__Given task__: Copy every line in which the string "TypeScript" occurs.

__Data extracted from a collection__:
>>>>>
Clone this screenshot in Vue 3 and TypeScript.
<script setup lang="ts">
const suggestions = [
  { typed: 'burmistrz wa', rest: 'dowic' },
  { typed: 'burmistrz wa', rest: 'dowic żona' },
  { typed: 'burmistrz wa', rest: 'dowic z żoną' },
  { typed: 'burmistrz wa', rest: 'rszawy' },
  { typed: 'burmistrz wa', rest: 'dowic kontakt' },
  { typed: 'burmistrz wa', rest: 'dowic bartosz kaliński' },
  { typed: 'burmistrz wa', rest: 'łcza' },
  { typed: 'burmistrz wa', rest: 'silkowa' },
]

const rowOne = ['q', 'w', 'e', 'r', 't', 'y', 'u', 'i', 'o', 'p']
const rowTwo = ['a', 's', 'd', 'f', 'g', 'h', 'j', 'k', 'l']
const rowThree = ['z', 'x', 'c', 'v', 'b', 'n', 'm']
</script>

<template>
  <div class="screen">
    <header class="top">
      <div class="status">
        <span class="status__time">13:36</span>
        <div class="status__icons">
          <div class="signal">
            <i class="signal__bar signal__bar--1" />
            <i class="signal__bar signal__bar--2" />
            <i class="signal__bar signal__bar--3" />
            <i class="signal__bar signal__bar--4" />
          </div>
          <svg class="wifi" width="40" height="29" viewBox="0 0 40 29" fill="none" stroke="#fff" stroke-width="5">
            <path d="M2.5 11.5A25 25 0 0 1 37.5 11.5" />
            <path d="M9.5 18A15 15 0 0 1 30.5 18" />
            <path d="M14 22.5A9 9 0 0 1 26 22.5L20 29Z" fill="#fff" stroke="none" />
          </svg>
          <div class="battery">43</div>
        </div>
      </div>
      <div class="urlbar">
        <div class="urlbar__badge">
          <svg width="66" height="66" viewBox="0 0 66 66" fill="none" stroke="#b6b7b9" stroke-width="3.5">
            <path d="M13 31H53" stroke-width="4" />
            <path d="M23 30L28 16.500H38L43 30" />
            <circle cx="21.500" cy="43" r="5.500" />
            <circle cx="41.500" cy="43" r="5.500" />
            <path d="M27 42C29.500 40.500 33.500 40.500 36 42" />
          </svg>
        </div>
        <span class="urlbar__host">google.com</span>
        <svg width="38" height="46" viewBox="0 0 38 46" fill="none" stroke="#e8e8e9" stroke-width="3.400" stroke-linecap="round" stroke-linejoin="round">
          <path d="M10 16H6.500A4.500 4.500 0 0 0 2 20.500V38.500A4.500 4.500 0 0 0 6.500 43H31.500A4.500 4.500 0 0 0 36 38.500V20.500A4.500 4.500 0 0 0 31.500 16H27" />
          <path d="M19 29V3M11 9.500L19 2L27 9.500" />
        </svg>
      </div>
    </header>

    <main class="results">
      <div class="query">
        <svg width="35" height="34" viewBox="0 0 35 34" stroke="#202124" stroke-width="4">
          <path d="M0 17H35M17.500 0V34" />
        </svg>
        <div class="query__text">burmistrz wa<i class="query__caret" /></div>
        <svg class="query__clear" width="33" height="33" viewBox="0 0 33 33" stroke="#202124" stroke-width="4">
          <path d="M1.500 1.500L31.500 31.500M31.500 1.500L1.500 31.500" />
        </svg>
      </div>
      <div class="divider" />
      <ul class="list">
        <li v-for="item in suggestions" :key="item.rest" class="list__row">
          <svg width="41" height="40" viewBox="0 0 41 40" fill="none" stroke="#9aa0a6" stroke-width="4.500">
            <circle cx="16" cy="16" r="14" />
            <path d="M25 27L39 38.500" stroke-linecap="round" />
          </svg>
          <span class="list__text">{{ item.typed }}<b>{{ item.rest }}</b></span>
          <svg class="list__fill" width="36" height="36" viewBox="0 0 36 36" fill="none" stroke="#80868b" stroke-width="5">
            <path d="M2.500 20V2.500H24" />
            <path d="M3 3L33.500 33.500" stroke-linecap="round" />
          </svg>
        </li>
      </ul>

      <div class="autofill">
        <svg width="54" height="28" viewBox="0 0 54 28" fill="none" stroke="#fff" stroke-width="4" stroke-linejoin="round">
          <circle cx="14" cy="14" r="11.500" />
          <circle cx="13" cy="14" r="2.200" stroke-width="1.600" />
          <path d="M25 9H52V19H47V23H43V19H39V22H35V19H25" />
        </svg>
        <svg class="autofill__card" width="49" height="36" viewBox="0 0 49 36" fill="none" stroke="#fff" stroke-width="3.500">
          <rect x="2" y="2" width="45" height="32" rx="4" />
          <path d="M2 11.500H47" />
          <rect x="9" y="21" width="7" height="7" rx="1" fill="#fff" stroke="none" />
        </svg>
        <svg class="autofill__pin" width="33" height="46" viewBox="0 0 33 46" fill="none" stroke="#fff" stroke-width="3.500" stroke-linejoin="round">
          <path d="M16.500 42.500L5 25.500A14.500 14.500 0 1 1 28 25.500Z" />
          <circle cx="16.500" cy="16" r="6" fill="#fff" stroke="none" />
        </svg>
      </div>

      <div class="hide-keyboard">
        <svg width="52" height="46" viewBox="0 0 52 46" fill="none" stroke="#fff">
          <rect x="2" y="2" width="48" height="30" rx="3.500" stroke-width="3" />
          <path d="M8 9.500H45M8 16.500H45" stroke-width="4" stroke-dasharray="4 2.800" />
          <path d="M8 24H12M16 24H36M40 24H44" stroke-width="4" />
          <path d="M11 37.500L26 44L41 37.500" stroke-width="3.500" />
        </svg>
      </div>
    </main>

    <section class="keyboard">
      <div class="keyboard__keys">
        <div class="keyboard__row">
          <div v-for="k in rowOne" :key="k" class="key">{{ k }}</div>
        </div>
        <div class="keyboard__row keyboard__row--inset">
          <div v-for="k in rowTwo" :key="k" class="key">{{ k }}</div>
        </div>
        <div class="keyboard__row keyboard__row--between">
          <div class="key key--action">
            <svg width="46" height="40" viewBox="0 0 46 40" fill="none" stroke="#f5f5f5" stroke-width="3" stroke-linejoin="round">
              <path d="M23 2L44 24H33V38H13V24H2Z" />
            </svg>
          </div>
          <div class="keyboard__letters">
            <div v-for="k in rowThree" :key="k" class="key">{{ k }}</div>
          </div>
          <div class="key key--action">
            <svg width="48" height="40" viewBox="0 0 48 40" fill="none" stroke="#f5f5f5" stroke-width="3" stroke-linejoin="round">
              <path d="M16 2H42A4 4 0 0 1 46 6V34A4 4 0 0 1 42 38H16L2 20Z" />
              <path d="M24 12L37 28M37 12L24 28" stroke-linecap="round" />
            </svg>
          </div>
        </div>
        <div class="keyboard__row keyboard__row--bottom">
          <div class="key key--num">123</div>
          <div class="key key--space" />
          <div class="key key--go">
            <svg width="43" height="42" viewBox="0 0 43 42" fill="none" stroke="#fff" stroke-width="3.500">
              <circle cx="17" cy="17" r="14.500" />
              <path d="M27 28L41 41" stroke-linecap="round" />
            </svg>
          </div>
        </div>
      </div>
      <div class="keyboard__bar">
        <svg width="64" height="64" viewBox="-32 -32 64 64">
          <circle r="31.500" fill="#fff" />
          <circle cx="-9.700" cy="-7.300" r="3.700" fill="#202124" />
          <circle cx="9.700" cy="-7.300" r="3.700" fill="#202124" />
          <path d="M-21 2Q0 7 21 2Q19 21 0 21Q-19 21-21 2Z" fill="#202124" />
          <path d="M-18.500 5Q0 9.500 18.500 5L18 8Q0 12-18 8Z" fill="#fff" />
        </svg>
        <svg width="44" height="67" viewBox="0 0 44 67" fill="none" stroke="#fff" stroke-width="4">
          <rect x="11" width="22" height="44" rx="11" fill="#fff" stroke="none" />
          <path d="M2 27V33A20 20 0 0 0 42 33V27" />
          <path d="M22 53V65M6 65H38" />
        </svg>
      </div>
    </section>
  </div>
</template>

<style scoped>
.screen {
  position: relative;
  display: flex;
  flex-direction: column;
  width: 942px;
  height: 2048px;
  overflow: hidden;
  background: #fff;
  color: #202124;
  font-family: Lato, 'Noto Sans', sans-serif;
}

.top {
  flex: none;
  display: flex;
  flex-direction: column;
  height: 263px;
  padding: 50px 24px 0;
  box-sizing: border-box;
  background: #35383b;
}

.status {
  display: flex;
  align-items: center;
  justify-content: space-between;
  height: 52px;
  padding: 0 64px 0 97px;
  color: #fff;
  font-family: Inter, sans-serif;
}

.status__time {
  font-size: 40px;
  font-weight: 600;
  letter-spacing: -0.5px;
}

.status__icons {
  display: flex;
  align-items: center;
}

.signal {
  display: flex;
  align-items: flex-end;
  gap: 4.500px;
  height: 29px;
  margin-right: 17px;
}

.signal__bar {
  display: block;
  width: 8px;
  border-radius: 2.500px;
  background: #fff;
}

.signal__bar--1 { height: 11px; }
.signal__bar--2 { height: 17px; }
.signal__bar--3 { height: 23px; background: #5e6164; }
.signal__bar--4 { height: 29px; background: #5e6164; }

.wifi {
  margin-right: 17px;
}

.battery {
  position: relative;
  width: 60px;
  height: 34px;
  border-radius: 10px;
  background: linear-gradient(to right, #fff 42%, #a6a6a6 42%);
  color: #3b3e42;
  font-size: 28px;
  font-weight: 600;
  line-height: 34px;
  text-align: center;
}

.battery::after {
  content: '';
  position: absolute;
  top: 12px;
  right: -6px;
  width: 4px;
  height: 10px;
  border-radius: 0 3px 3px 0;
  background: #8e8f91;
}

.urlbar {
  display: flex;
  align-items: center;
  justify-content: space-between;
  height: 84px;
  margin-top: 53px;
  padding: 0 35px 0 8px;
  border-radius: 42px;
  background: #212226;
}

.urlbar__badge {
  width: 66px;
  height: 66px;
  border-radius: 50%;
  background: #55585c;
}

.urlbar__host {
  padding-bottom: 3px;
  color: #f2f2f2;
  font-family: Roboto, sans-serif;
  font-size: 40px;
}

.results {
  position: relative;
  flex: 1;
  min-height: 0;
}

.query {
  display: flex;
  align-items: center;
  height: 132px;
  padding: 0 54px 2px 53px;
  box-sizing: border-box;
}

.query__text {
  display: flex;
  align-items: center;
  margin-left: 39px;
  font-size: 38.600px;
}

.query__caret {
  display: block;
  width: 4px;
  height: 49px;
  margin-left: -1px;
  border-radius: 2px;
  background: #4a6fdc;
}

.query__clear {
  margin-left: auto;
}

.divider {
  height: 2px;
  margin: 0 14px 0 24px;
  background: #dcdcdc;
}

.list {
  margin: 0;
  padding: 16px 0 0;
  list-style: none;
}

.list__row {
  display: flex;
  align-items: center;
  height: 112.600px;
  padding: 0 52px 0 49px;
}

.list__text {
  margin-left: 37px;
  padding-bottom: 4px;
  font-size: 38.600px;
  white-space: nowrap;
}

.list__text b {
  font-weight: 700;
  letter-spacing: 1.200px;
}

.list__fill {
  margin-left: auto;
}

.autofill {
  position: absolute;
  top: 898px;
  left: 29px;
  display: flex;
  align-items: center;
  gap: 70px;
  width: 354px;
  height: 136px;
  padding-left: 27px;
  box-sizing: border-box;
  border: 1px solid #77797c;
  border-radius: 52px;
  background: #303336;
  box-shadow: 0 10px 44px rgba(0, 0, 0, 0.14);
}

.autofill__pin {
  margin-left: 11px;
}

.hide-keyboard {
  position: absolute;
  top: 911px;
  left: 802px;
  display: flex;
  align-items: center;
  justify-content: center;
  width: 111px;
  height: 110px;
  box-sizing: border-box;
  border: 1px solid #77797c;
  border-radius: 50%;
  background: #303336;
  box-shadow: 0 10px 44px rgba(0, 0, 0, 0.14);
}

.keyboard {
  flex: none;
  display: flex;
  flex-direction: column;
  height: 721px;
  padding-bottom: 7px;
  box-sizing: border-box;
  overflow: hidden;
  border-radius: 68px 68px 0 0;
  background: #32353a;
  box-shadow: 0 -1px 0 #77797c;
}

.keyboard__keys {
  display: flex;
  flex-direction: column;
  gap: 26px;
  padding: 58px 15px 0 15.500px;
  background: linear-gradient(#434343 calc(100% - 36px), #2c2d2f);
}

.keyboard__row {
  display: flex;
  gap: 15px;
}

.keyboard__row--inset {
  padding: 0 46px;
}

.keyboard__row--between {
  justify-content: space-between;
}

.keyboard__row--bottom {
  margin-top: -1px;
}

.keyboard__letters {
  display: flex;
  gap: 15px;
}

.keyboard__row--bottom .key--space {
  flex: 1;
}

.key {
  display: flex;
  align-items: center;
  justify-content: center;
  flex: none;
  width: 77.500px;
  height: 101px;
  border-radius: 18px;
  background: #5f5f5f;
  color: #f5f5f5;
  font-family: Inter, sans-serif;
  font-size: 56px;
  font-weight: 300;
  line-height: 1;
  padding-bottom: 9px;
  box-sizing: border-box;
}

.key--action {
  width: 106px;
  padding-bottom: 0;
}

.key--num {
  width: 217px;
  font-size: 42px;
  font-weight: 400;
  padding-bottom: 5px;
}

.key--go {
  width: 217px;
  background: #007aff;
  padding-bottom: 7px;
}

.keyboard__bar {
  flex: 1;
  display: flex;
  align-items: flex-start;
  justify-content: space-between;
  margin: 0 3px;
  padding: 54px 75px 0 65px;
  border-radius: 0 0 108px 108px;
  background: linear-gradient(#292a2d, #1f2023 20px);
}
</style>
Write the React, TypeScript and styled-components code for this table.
<<<<<
__Exercise output__:
Clone this screenshot in Vue 3 and TypeScript.
Write the React, TypeScript and styled-components code for this table.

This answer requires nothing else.